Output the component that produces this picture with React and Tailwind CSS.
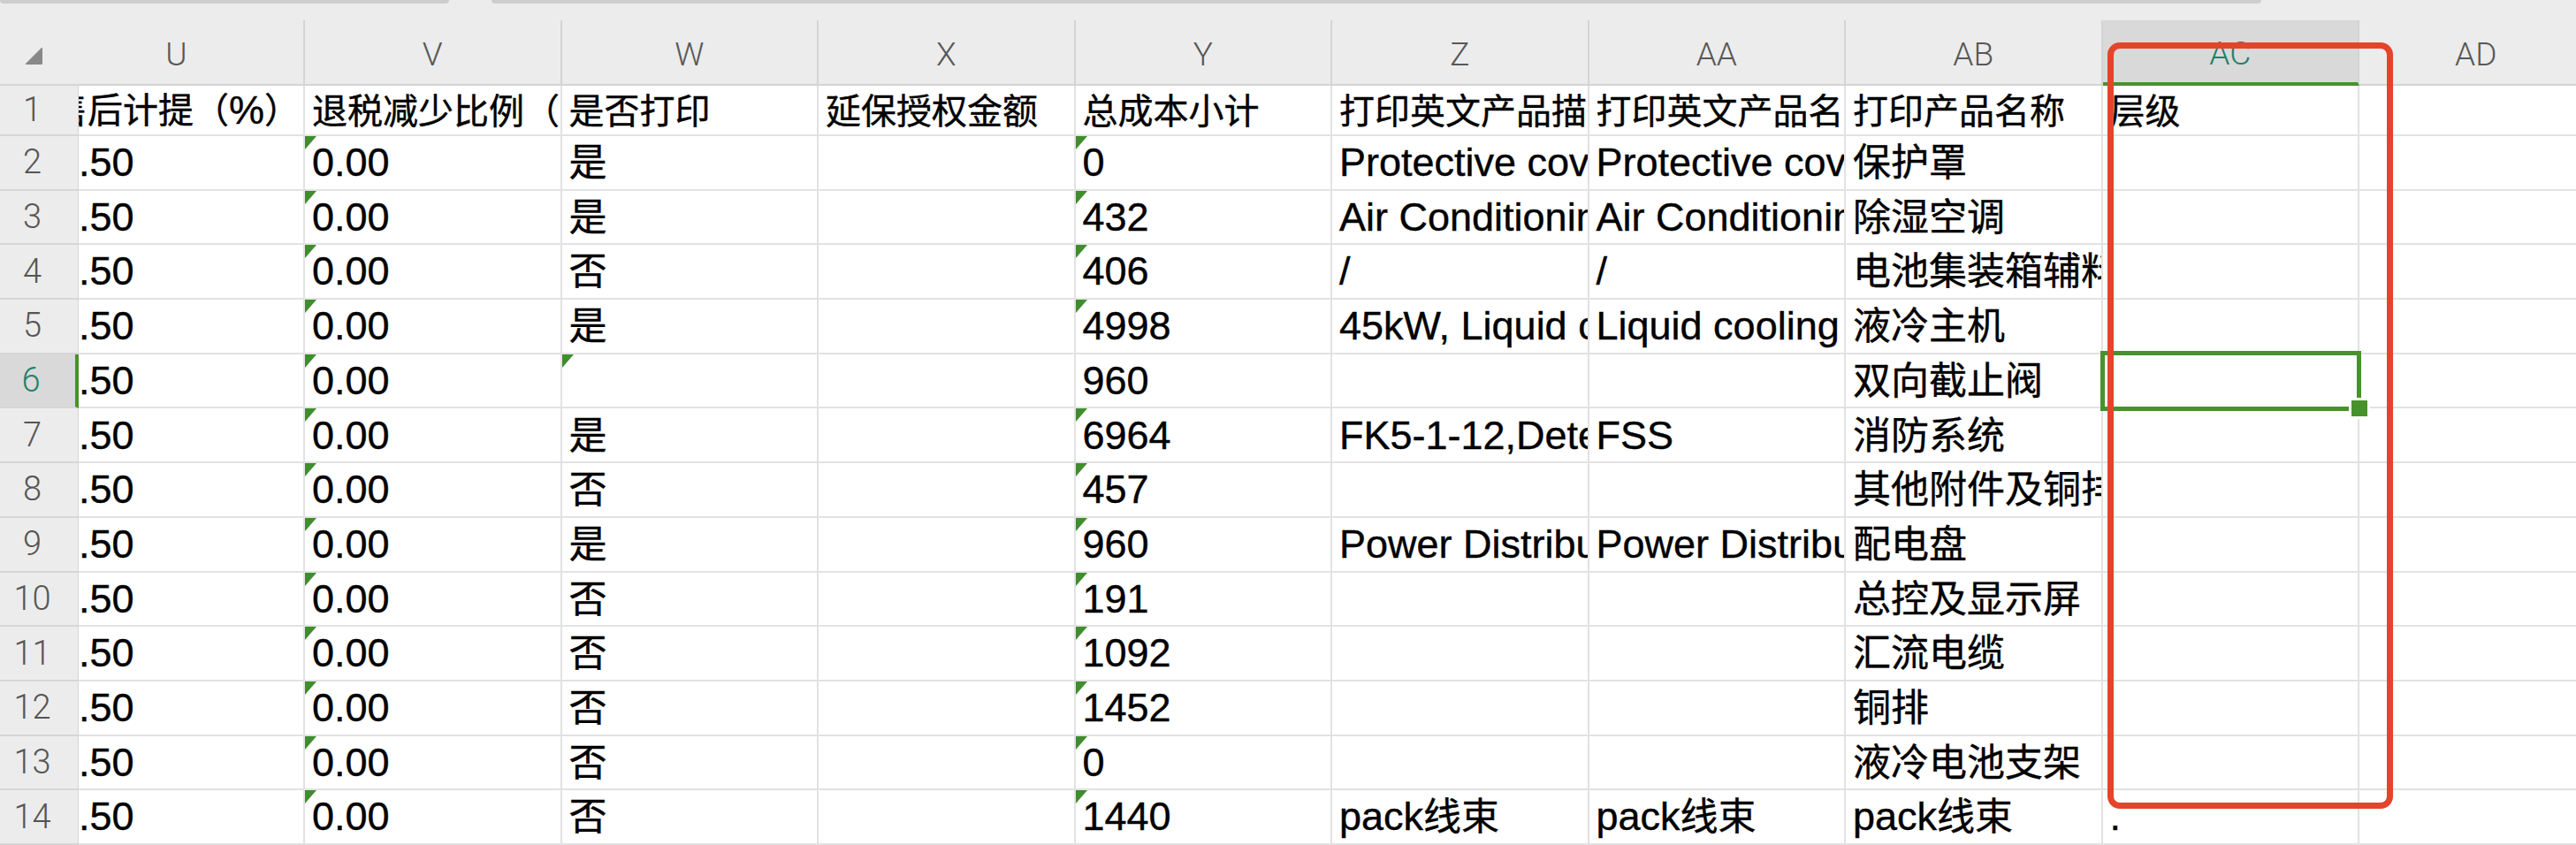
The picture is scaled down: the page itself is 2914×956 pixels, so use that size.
import clsx from "clsx";

const LATIN = "font-['Liberation_Sans','Noto_Sans_CJK_SC',sans-serif]";
const LABEL = "font-['Roboto','Liberation_Sans',sans-serif] font-light";

const COLS = ["V", "W", "X", "Y", "Z", "AA", "AB", "AC"];

const ROWS = [
  { n: 2, u: "2.50", v: "0.00", w: "是", x: "", y: "0", z: "Protective cover", aa: "Protective cover", ab: "保护罩", ac: "" },
  { n: 3, u: "2.50", v: "0.00", w: "是", x: "", y: "432", z: "Air Conditioning", aa: "Air Conditioning", ab: "除湿空调", ac: "" },
  { n: 4, u: "2.50", v: "0.00", w: "否", x: "", y: "406", z: "/", aa: "/", ab: "电池集装箱辅料", ac: "" },
  { n: 5, u: "2.50", v: "0.00", w: "是", x: "", y: "4998", z: "45kW, Liquid cooling unit", aa: "Liquid cooling unit", ab: "液冷主机", ac: "" },
  { n: 6, u: "2.50", v: "0.00", w: "", x: "", y: "960", z: "", aa: "", ab: "双向截止阀", ac: "" },
  { n: 7, u: "2.50", v: "0.00", w: "是", x: "", y: "6964", z: "FK5-1-12,Detector", aa: "FSS", ab: "消防系统", ac: "" },
  { n: 8, u: "2.50", v: "0.00", w: "否", x: "", y: "457", z: "", aa: "", ab: "其他附件及铜排", ac: "" },
  { n: 9, u: "2.50", v: "0.00", w: "是", x: "", y: "960", z: "Power Distribution Cabinet", aa: "Power Distribution Cabinet", ab: "配电盘", ac: "" },
  { n: 10, u: "2.50", v: "0.00", w: "否", x: "", y: "191", z: "", aa: "", ab: "总控及显示屏", ac: "" },
  { n: 11, u: "2.50", v: "0.00", w: "否", x: "", y: "1092", z: "", aa: "", ab: "汇流电缆", ac: "" },
  { n: 12, u: "2.50", v: "0.00", w: "否", x: "", y: "1452", z: "", aa: "", ab: "铜排", ac: "" },
  { n: 13, u: "2.50", v: "0.00", w: "否", x: "", y: "0", z: "", aa: "", ab: "液冷电池支架", ac: "" },
  { n: 14, u: "2.50", v: "0.00", w: "否", x: "", y: "1440", z: "pack线束", aa: "pack线束", ab: "pack线束", ac: "." },
];

// CJK runs use their own size next to the Latin text
const CJK = /([\u2E80-\u9FFF\uFF00-\uFFEF]+)/;
const Txt = ({ s, cjk }) =>
  s.split(CJK).map((part, i) =>
    CJK.test(part) ? (
      <span key={i} className={cjk}>
        {part}
      </span>
    ) : (
      part
    )
  );

// little green "number stored as text" flag
const Mark = () => (
  <svg className="absolute left-0 top-0" width="13" height="15" viewBox="0 0 13 15">
    <polygon points="0,0 13,0 0,15" fill="#3f8d2d" />
  </svg>
);

const Cell = ({ text, mark, selected, head }) => (
  <div
    className={clsx(
      "relative w-[290.5px] shrink-0 h-full border-r-2 border-b-2 border-[#e2e2e2] bg-white pl-[8px] flex items-center whitespace-nowrap",
      !selected && "overflow-hidden"
    )}
  >
    {mark && <Mark />}
    <span className="text-black [-webkit-text-stroke:0.4px_black]">
      <Txt s={text} cjk={head ? "text-[40px]" : "text-[43px]"} />
    </span>
    {selected && (
      <>
        <div className="absolute -left-[3px] -top-[4px] -right-[4px] -bottom-[5px] border-[5px] border-[#47922d] z-10" />
        <div className="absolute -right-[14px] -bottom-[14px] w-[24px] h-[24px] bg-[#47922d] border-[3px] border-white z-10" />
      </>
    )}
  </div>
);

const RowHead = ({ n, active }) => (
  <div
    className={clsx(
      "w-[89px] h-full shrink-0 flex items-center justify-center pr-[15px] border-b-2 border-[#d6d6d6] text-[38px]",
      LABEL,
      active ? "bg-[#d9d9d9] text-[#23806a] border-r-4 border-r-[#47922d]" : "bg-[#ececec] text-[#555555] border-r border-r-[#d6d6d6]"
    )}
  >
    {n}
  </div>
);

const ColHead = ({ label, active }) => (
  <div
    className={clsx(
      "w-[290.5px] shrink-0 flex items-center justify-center pt-[6px] border-r-2 border-r-[#d4d4d4] text-[37px]",
      LABEL,
      active ? "bg-[#d9d9d9] text-[#23806a] border-b-4 border-b-[#47922d]" : "text-[#585858] border-b-2 border-b-[#d4d4d4]"
    )}
  >
    {label}
  </div>
);

export default function App() {
  return (
    <div className={clsx("relative w-[2914px] h-[956px] overflow-hidden bg-[#ececec]", LATIN)}>
      {/* toolbar edges peeking in at the top */}
      <div className="flex h-[23px] gap-[48px]">
        <div className="w-[508px] h-[4px] bg-[#cdcdcd] rounded-b-[8px]" />
        <div className="w-[2002px] h-[4px] bg-[#cdcdcd] rounded-b-[8px]" />
      </div>

      {/* column letters */}
      <div className="flex h-[74px]">
        <div className="relative w-[89px] shrink-0 border-b-2 border-[#d4d4d4]">
          <svg className="absolute left-[27px] top-[30px]" width="22" height="21" viewBox="0 0 22 21">
            <path d="M20 1 Q21 0 21 2 L21 19 Q21 20 19 20 L3 20 Q1 20 2 19 Z" fill="#888888" />
          </svg>
        </div>
        <div className="w-[256px] shrink-0 overflow-hidden border-r-2 border-r-[#d4d4d4] border-b-2 border-b-[#d4d4d4]">
          <div className={clsx("ml-[-35px] w-[291px] h-full flex items-center justify-center pt-[6px] text-[37px] text-[#585858]", LABEL)}>
            U
          </div>
        </div>
        {COLS.map((c) => (
          <ColHead key={c} label={c} active={c === "AC"} />
        ))}
        <div className={clsx("flex-1 flex items-center pt-[6px] pl-[108px] border-b-2 border-b-[#d4d4d4] text-[37px] text-[#585858]", LABEL)}>
          AD
        </div>
      </div>

      {/* header row */}
      <div className="flex h-[57px] text-[45px]">
        <RowHead n={1} />
        <div className="w-[256px] shrink-0 overflow-hidden border-r-2 border-b-2 border-[#e2e2e2] bg-white">
          <div className="ml-[-35px] w-[291px] h-full flex items-center pl-[5px] whitespace-nowrap text-black [-webkit-text-stroke:0.4px_black]">
            <Txt s="售后计提（%）" cjk="text-[40px]" />
          </div>
        </div>
        <Cell head text="退税减少比例（%）" />
        <Cell head text="是否打印" />
        <Cell head text="延保授权金额" />
        <Cell head text="总成本小计" />
        <Cell head text="打印英文产品描述" />
        <Cell head text="打印英文产品名称" />
        <Cell head text="打印产品名称" />
        <Cell head text="层级" />
        <div className="flex-1 h-full bg-white border-b-2 border-[#e2e2e2]" />
      </div>

      {ROWS.map((r) => (
        <div key={r.n} className="flex h-[61.7px] text-[45px]">
          <RowHead n={r.n} active={r.n === 6} />
          <div className="w-[256px] shrink-0 overflow-hidden border-r-2 border-b-2 border-[#e2e2e2] bg-white">
            <div className="ml-[-35px] w-[291px] h-full flex items-center pl-[10px] text-black [-webkit-text-stroke:0.4px_black]">{r.u}</div>
          </div>
          <Cell text={r.v} mark />
          <Cell text={r.w} mark={r.n === 6} />
          <Cell text={r.x} />
          <Cell text={r.y} mark={r.n !== 6} />
          <Cell text={r.z} />
          <Cell text={r.aa} />
          <Cell text={r.ab} />
          <Cell text={r.ac} selected={r.n === 6} />
          <div className="flex-1 h-full bg-white border-b-2 border-[#e2e2e2]" />
        </div>
      ))}

      {/* red callout around the 层级 column */}
      <div className="absolute left-[2384px] top-[48px] w-[323px] h-[867px] border-[7px] border-[#e5442b] rounded-[14px] z-20 pointer-events-none" />
    </div>
  );
}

------------

AIM OF THE EXERCISE -> Give again, word for word, every line from the top of the data through the line with "import clsx from", both ends included, and exclude the pictures.

IN RESPONSE ->
Output the component that produces this picture with React and Tailwind CSS.
The picture is scaled down: the page itself is 2914×956 pixels, so use that size.
import clsx from "clsx";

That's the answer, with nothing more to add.